No, that’s not a command. At least not to you.
It’s an admonition to myself.
It’s something each of us should say to ourselves, because we deserve to be embraced by the person who lives inside our own bodies, to be loved by who we ourselves are, just how we are. No matter how we are.
Look at these pictures of me:
I’ve written quite a lot about weight issues. I’ve had them most of my rememberable life, spending most of my life feeling fat. Sometimes I really was, and sometimes I wasn’t. I think we all have a time we look back on when we know our self esteem suffered yet we’d love to pop right back to that body we had before and we know we’d appreciate it now like we didn’t then.
I know that I really am fat now. I’m almost at my heaviest weight ever, just within a few pounds, and I’m not happy about it. I’m flat out aggravated with myself for once again thinking I’d have a summer when I’d not be self-conscious in a bathing suit but instead finding myself fatter than the summer before.

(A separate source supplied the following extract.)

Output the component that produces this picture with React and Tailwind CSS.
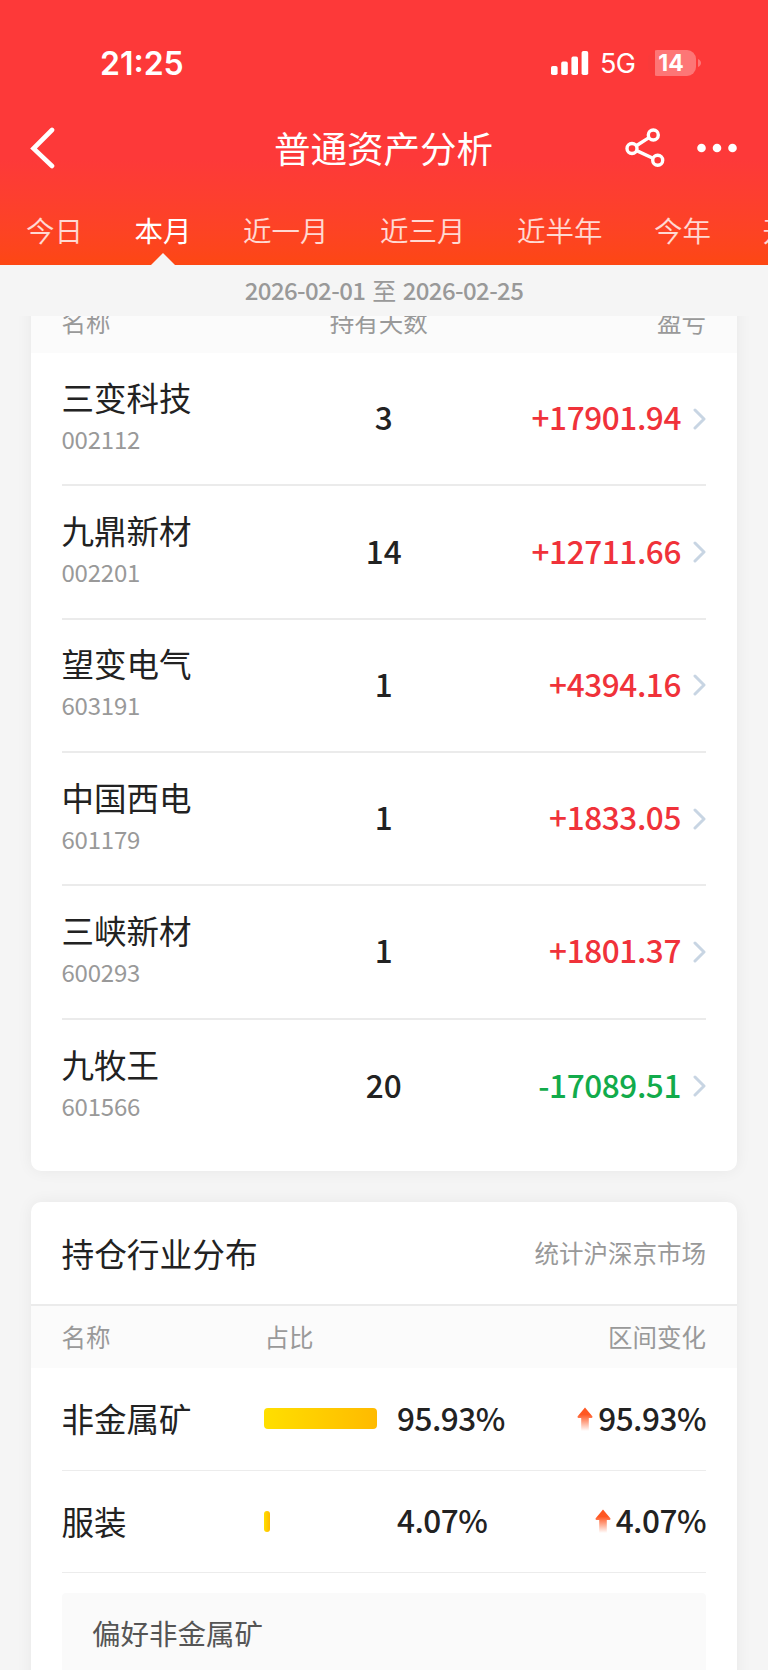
import clsx from "clsx";

const tabs = ["今日", "本月", "近一月", "近三月", "近半年", "今年", "开户至今"];

const stocks = [
  { name: "三变科技", code: "002112", days: 3, profit: "+17901.94" },
  { name: "九鼎新材", code: "002201", days: 14, profit: "+12711.66" },
  { name: "望变电气", code: "603191", days: 1, profit: "+4394.16" },
  { name: "中国西电", code: "601179", days: 1, profit: "+1833.05" },
  { name: "三峡新材", code: "600293", days: 1, profit: "+1801.37" },
  { name: "九牧王", code: "601566", days: 20, profit: "-17089.51" },
];

const industries = [
  { name: "非金属矿", ratio: "95.93%", change: "95.93%", width: 113 },
  { name: "服装", ratio: "4.07%", change: "4.07%", width: 5.5 },
];

function StatusBar() {
  return (
    <div className="flex h-[100px] items-center justify-between pt-[25px] pr-[67px] pl-[100px] text-white font-['Inter',sans-serif]">
      <span className="pt-[2px] text-[32px] font-semibold leading-none">
        21:25
      </span>
      <div className="flex items-center">
        <svg width="38" height="24" viewBox="0 0 38 24" fill="currentColor">
          <rect x="0" y="15" width="6.600" height="9" rx="1.800" />
          <rect x="10.200" y="10.600" width="6.600" height="13.400" rx="1.800" />
          <rect x="20.400" y="5.600" width="6.600" height="18.400" rx="1.800" />
          <rect x="30.600" y="0" width="6.600" height="24" rx="1.800" />
        </svg>
        <span className="ml-[11px] pt-[2px] text-[27px] leading-none tracking-[-0.800px]">
          5G
        </span>
        <div className="ml-[13px] flex h-[26px] w-[48px] items-center justify-center overflow-hidden rounded-[9px] bg-linear-to-r from-[#f93a3a] from-14% to-[#fd7676] to-14% pt-[2px] pr-[2px] text-[23px] font-bold leading-none">
          14
        </div>
        <svg className="ml-[2px]" width="3" height="8" viewBox="0 0 3 8">
          <path d="M0 0c4 1.500 4 6.500 0 8z" fill="#fd7676" />
        </svg>
      </div>
    </div>
  );
}

function NavBar() {
  return (
    <div className="grid h-[96px] grid-cols-3 items-center pr-[31px] pl-[30px] text-white">
      <svg width="26" height="42" viewBox="0 0 26 42" fill="none">
        <path
          d="M22 3L3.500 21.500L22 39"
          stroke="currentColor"
          strokeWidth="4.600"
          strokeLinecap="round"
        />
      </svg>
      <h1 className="text-center text-[36.500px] leading-none whitespace-nowrap">
        普通资产分析
      </h1>
      <div className="flex items-center justify-end gap-[31px]">
        <svg width="42" height="42" viewBox="0 0 42 42" fill="none">
          <g stroke="currentColor" strokeWidth="3.400">
            <circle cx="29.300" cy="8" r="5" />
            <circle cx="8" cy="21.500" r="5" />
            <circle cx="33.700" cy="33.200" r="5" />
            <path d="M12.300 18.800L25 10.600M12.600 23.600L29 31.200" />
          </g>
        </svg>
        <svg width="40" height="10" viewBox="0 0 40 10" fill="currentColor">
          <circle cx="4.500" cy="5" r="4.300" />
          <circle cx="20" cy="5" r="4.300" />
          <circle cx="35.500" cy="5" r="4.300" />
        </svg>
      </div>
    </div>
  );
}

function Tabs({ active }) {
  return (
    <ul className="flex h-[69px] gap-[51.500px] overflow-hidden pl-[26px]">
      {tabs.map((tab) => (
        <li
          key={tab}
          className={clsx(
            "flex shrink-0 flex-col items-center justify-between text-[28.500px] whitespace-nowrap",
            tab === active ? "text-white" : "font-[350] text-white/80"
          )}
        >
          <span className="pt-[14px] leading-[40px]">{tab}</span>
          {tab === active && (
            <svg width="24" height="12" viewBox="0 0 24 12">
              <path d="M0 12L12 0L24 12z" fill="#f5f5f5" />
            </svg>
          )}
        </li>
      ))}
    </ul>
  );
}

function Chevron() {
  return (
    <svg width="13" height="22" viewBox="0 0 13 22" fill="none">
      <path
        d="M2 2L11 11L2 20"
        stroke="#c8d5e3"
        strokeWidth="3"
        strokeLinecap="round"
        strokeLinejoin="round"
      />
    </svg>
  );
}

function StockRow({ item, last }) {
  const up = item.profit.startsWith("+");
  return (
    <li
      className={clsx(
        "grid h-[133.300px] grid-cols-3 items-center",
        !last && "border-b-2 border-[#ebebeb]"
      )}
    >
      <div className="pb-[7px]">
        <p className="text-[32.500px] leading-[44px] text-[#222]">
          {item.name}
        </p>
        <p className="pt-[3px] text-[24px] leading-[34px] tracking-[-0.200px] text-[#999]">
          {item.code}
        </p>
      </div>
      <span className="pb-[4px] text-center text-[31.500px] font-medium text-[#222]">
        {item.days}
      </span>
      <div className="flex items-center justify-end gap-[12px]">
        <span
          className={clsx(
            "pb-[4px] text-[31.500px] font-medium tracking-[-0.400px]",
            up ? "text-[#f0323a]" : "text-[#12ab4b]"
          )}
        >
          {item.profit}
        </span>
        <Chevron />
      </div>
    </li>
  );
}

function UpArrow() {
  return (
    <svg width="16" height="24" viewBox="0 0 16 24">
      <defs>
        <linearGradient id="rise" x1="0" y1="0" x2="0" y2="1">
          <stop offset="0.300" stopColor="#ff5722" />
          <stop offset="1" stopColor="#ff5722" stopOpacity="0" />
        </linearGradient>
      </defs>
      <path
        d="M8 0.500L15.500 9.500Q15.500 11 14.500 11H11.800V24H4.200V11H1.500Q0.500 11 0.500 9.500z"
        fill="url(#rise)"
      />
    </svg>
  );
}

function IndustryRow({ item }) {
  return (
    <li className="flex h-[102.500px] items-center border-b border-[#ececec] text-[31.500px] text-[#222]">
      <span className="w-[202.500px] text-[32.500px]">{item.name}</span>
      <div className="w-[133px]">
        <div
          className="h-[21px] rounded-[4px] bg-linear-to-r from-[#ffdf00] to-[#ffba00]"
          style={{ width: item.width }}
        />
      </div>
      <span className="pb-[3px] font-medium tracking-[-0.500px]">
        {item.ratio}
      </span>
      <div className="ml-auto flex items-center gap-[5px]">
        <UpArrow />
        <span className="pb-[3px] font-medium tracking-[-0.500px]">
          {item.change}
        </span>
      </div>
    </li>
  );
}

export default function App() {
  return (
    <div className="h-[1670px] w-[768px] overflow-hidden bg-[#f5f5f5] font-['Noto_Sans_CJK_SC',sans-serif]">
      <header className="h-[265px] bg-linear-to-b from-[#fd3939] from-60% to-[#fd4713]">
        <StatusBar />
        <NavBar />
        <Tabs active="本月" />
      </header>

      <div className="flex h-[51px] items-center justify-center gap-[7px] pb-[2px] text-[24px] font-medium tracking-[-0.600px] text-[#999]">
        <span>2026-02-01</span>
        <span className="font-normal">至</span>
        <span>2026-02-25</span>
      </div>

      <main className="flex h-[1354px] flex-col gap-[31px] overflow-hidden px-[31px]">
        {/* the list is scrolled a little under the date bar */}
        <section className="-mt-[25px] h-[880px] shrink-0 rounded-b-[10px] bg-white shadow-[0_0_16px_rgba(0,0,0,0.06)]">
          <div className="grid h-[62.200px] grid-cols-3 items-center bg-[#fbfbfb] pr-[31px] pl-[30.500px] text-[24.500px] text-[#999]">
            <span>名称</span>
            <span className="pr-[10px] text-center">持有天数</span>
            <span className="text-right">盈亏</span>
          </div>
          <ul className="pr-[31px] pl-[30.500px]">
            {stocks.map((item, index) => (
              <StockRow
                key={item.code}
                item={item}
                last={index === stocks.length - 1}
              />
            ))}
          </ul>
        </section>

        <section className="h-[520px] shrink-0 rounded-t-[10px] bg-white shadow-[0_0_16px_rgba(0,0,0,0.06)]">
          <div className="flex h-[104px] items-center justify-between border-b-2 border-[#ebebeb] pr-[31px] pl-[30.500px]">
            <h2 className="text-[32.700px] text-[#222]">持仓行业分布</h2>
            <span className="text-[24.500px] text-[#999]">统计沪深京市场</span>
          </div>
          <div className="flex h-[62px] items-center bg-[#fbfbfb] pr-[31px] pl-[30.500px] text-[24.500px] text-[#999]">
            <span className="w-[203px]">名称</span>
            <span>占比</span>
            <span className="ml-auto">区间变化</span>
          </div>
          <div className="pr-[31px] pl-[30.500px]">
            <ul>
              {industries.map((item) => (
                <IndustryRow key={item.name} item={item} />
              ))}
            </ul>
            <div className="mt-[20px] h-[120px] rounded-[4px] bg-[#fafafa] px-[30.500px] pt-[19px] text-[28.500px] leading-[42px] text-[#555]">
              偏好非金属矿
            </div>
          </div>
        </section>
      </main>
    </div>
  );
}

I feel like a hypocrite because over the years I’ve posted blogs and statuses and participated in support groups and invited people to traverse their own journeys as I travel mine, losing weight and having people celebrate each pound as it came off, just to find myself back at square one, or even square negative 50 when I gain more weight back than I lost. I know what it is that must be done to lose weight, but so often lack the motivation yet again for one reason or another to do it, so I’ve yo-yoed back up the ol’ scale.
But what I’m really dealing with is this: Does this change me as a person? Does being fat rather than being thin (which I’ve never really been) make me less valuable as a person?

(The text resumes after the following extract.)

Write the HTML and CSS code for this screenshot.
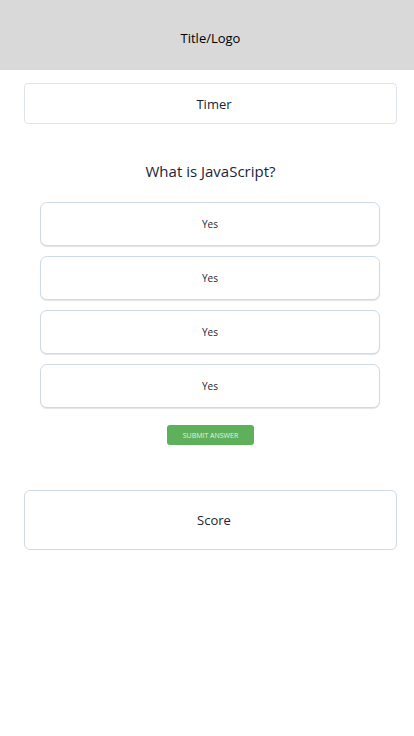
FILE: index.html
```html
<!DOCTYPE html>
<html lang="en">
<head>
<meta charset="utf-8">
<meta name="viewport" content="width=device-width, initial-scale=1">
<title>JavaScript Quiz</title>
<link rel="stylesheet" href="styles.css">
</head>
<body>
<header class="header">
  <h1 class="title">Title/Logo</h1>
</header>
<main class="quiz">
  <section class="panel timer">Timer</section>
  <h2 class="question">What is JavaScript?</h2>
  <div class="answers">
    <button type="button" class="answer">Yes</button>
    <button type="button" class="answer">Yes</button>
    <button type="button" class="answer">Yes</button>
    <button type="button" class="answer">Yes</button>
  </div>
  <button type="submit" class="submit">SUBMIT ANSWER</button>
  <section class="panel score">Score</section>
</main>
</body>
</html>
```
FILE: styles.css
```css
* {
  box-sizing: border-box;
}

body {
  margin: 0;
  background: #fff;
  color: #1a2438;
  font-family: "Open Sans", "Noto Sans", sans-serif;
}

button {
  font-family: inherit;
  cursor: pointer;
}

.header {
  padding: 26px 17px 20px 24px;
  background: #d9d9d9;
}

.title {
  margin: 0;
  color: #000;
  font-size: 13px;
  font-weight: 400;
  line-height: 24px;
  text-align: center;
}

.quiz {
  display: flex;
  flex-direction: column;
  padding: 13px 17px 24px 24px;
}

.panel {
  display: flex;
  align-items: center;
  justify-content: center;
  padding-left: 7px;
  border: 1px solid #cfdbe4;
  background: #fff;
  font-size: 13px;
}

.timer {
  min-height: 41px;
  border-color: #dfe4ea;
  border-radius: 4px;
}

.question {
  margin: 35px 0 19px;
  font-size: 15px;
  font-weight: 400;
  line-height: 24px;
  text-align: center;
}

.answers {
  display: grid;
  gap: 10px;
  padding: 0 17px 0 16px;
}

.answer {
  min-height: 44px;
  padding: 0;
  border: 1px solid #cfdbe4;
  border-radius: 7px;
  background: #fff;
  box-shadow: 0 1px 1px rgba(26, 36, 56, 0.12);
  color: inherit;
  font-size: 10px;
}

.submit {
  align-self: center;
  height: 20px;
  margin: 17px 0 45px;
  padding: 0 16px;
  border: 0;
  border-radius: 3px;
  background: #5eb05a;
  color: #e4f3e3;
  font-size: 7px;
}

.score {
  min-height: 60px;
  border-radius: 6px;
}
```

I don’t know about you, but I worry sometimes what people think of me. More specifically, I actually worry that people are going to see me and see how much weight I’ve gained and think that I don’t matter as much or that I’m less of a person (ironically, being literally more of a person) than when I looked better. I worry that they are going to scoff inside their minds or feel repulsed, and wonder what in the world happened in my life to make me get so fat. Heck, maybe some people do think some of these things, but I think these worries and fears are mostly coming from a place of self-doubt. Because a lot of the time, when I do see people, they don’t really look at me with revulsion. They don’t treat me any differently than they would if I were gorgeous. Well, at least they don’t treat me with the disdain I sometimes fear.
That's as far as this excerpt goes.